What is expected:
Each line that holds the word "index" counts once; give the total for the records below and nothing else.

**** Material for the task

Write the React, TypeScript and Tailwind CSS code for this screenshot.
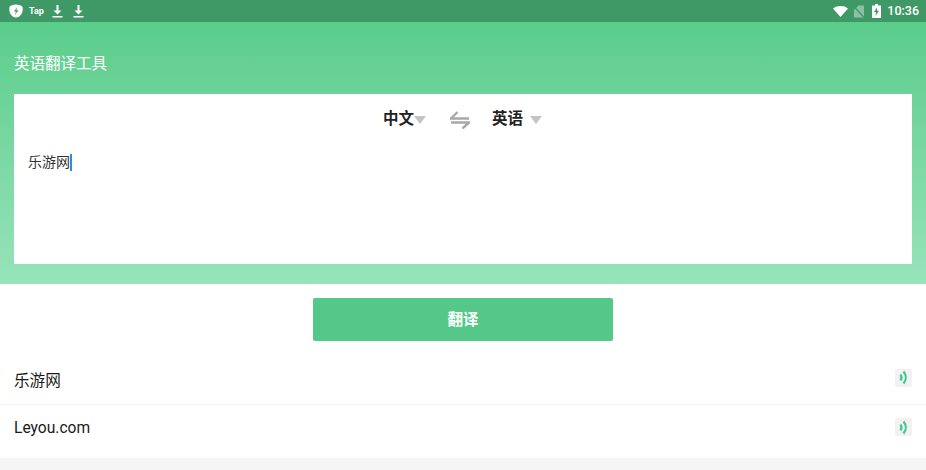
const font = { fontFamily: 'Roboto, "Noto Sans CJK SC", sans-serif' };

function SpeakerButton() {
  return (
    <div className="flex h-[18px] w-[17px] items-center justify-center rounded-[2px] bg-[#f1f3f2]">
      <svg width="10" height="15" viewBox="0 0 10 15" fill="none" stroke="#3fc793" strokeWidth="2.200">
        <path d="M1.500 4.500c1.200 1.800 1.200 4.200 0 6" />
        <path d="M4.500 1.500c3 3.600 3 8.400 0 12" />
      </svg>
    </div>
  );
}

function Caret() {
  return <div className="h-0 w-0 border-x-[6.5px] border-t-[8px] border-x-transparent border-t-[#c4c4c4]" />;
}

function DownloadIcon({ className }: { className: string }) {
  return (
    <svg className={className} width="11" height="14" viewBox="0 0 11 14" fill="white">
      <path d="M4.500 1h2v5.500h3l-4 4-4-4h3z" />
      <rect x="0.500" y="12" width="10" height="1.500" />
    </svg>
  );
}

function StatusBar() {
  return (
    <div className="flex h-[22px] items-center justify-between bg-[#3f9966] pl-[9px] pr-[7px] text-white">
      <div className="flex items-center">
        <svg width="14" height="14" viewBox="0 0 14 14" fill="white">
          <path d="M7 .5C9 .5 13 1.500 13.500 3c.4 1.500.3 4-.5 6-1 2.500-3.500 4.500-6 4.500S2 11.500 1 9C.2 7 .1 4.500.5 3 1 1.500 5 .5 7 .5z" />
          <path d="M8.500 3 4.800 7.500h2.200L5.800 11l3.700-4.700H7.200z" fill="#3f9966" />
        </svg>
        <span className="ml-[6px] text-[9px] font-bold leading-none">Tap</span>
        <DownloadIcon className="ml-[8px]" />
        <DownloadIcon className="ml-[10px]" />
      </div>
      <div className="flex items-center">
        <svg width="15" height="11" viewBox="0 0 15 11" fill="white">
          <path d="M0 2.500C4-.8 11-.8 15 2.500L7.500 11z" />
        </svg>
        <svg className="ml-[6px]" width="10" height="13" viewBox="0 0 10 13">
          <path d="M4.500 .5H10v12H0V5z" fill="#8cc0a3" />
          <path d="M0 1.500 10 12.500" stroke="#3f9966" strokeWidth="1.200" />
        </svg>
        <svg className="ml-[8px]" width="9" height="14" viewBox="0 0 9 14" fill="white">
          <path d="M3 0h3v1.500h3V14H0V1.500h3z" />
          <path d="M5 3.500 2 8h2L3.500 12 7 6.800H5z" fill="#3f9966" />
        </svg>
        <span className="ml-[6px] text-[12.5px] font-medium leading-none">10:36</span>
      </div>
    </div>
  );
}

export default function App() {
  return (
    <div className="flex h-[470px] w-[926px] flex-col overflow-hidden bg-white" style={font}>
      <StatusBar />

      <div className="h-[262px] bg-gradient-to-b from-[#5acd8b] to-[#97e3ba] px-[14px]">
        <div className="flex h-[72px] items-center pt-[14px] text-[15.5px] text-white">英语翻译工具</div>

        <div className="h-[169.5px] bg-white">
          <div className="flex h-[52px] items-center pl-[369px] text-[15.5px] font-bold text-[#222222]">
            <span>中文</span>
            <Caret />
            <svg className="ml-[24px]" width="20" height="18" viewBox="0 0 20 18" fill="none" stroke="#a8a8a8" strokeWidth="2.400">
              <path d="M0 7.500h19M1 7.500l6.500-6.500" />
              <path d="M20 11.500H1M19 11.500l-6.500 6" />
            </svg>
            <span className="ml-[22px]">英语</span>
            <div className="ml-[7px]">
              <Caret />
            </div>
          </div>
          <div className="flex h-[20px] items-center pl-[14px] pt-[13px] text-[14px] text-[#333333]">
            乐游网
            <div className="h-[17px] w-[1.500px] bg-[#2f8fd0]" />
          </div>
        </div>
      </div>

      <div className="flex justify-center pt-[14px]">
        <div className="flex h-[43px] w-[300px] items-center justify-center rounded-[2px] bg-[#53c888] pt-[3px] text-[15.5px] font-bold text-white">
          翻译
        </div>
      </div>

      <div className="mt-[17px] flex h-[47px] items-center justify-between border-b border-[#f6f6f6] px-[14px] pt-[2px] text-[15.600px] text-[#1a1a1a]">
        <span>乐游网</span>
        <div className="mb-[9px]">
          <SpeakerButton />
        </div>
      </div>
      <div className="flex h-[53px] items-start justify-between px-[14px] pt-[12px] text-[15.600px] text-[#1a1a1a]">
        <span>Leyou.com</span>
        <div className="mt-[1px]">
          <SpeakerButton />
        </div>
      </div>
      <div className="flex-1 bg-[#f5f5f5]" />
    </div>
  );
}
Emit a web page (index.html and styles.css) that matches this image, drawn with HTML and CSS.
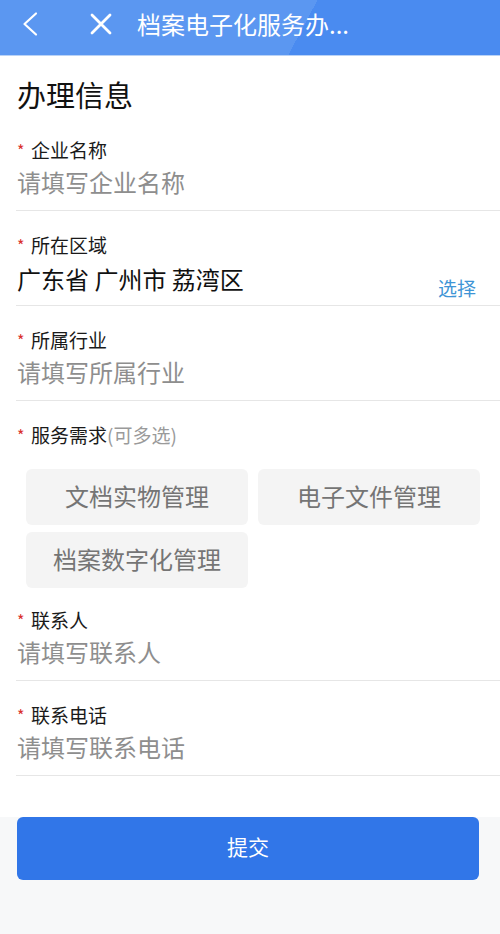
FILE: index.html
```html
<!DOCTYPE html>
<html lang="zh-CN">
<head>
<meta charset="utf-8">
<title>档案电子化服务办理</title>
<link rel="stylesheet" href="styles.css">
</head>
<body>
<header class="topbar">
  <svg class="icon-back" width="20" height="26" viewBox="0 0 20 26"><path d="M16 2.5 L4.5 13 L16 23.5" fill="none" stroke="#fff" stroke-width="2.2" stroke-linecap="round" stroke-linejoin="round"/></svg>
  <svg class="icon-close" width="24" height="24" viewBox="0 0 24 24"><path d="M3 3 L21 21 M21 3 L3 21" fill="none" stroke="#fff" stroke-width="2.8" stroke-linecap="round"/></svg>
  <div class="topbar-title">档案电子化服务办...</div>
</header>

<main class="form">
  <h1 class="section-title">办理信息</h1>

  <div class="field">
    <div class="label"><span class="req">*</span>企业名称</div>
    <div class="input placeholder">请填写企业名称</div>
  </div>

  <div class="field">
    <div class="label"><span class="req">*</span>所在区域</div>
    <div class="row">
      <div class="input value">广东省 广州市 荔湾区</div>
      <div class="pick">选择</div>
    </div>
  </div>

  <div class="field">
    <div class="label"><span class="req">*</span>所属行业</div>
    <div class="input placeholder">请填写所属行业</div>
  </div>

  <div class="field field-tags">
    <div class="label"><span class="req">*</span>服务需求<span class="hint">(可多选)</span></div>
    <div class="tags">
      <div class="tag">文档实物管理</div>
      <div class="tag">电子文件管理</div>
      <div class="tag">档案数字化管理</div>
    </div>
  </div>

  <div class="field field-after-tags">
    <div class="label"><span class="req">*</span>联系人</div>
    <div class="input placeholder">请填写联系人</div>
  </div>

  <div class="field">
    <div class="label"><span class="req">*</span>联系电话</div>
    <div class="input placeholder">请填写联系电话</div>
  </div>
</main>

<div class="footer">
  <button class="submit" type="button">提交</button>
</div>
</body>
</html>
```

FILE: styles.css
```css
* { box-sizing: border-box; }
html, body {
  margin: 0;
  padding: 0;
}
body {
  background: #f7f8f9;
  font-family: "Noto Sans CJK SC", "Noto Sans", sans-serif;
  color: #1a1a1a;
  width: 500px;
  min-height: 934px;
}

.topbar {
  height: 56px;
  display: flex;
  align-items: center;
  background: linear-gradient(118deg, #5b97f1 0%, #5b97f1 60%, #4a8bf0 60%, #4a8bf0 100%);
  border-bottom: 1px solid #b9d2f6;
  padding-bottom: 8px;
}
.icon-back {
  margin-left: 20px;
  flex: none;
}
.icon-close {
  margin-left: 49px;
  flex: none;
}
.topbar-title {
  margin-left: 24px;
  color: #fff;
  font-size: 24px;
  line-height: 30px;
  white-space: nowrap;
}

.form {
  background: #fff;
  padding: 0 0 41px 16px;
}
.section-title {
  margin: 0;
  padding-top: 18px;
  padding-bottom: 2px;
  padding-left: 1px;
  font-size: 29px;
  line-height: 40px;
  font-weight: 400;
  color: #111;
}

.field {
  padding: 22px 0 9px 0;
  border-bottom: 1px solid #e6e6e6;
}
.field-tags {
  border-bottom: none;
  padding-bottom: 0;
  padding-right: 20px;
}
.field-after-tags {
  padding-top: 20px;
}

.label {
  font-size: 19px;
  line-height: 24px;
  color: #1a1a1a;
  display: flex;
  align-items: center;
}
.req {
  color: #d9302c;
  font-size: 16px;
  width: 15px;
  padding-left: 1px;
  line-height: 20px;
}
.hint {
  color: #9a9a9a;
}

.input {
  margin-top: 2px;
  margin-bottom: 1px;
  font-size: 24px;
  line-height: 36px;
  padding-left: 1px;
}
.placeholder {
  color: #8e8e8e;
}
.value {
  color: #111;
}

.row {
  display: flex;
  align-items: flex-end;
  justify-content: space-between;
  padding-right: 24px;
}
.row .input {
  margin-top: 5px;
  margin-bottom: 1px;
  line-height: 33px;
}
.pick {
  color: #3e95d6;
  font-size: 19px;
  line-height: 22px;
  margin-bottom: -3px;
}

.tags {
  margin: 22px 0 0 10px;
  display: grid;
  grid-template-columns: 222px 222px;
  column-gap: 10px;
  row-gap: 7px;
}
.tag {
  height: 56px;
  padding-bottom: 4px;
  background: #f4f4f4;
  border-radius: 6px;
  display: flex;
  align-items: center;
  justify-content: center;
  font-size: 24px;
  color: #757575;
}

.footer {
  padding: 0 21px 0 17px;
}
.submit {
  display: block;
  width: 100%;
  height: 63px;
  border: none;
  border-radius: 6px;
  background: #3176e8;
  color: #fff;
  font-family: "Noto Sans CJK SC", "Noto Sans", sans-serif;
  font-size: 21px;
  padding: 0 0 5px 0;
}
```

********

Final result:
2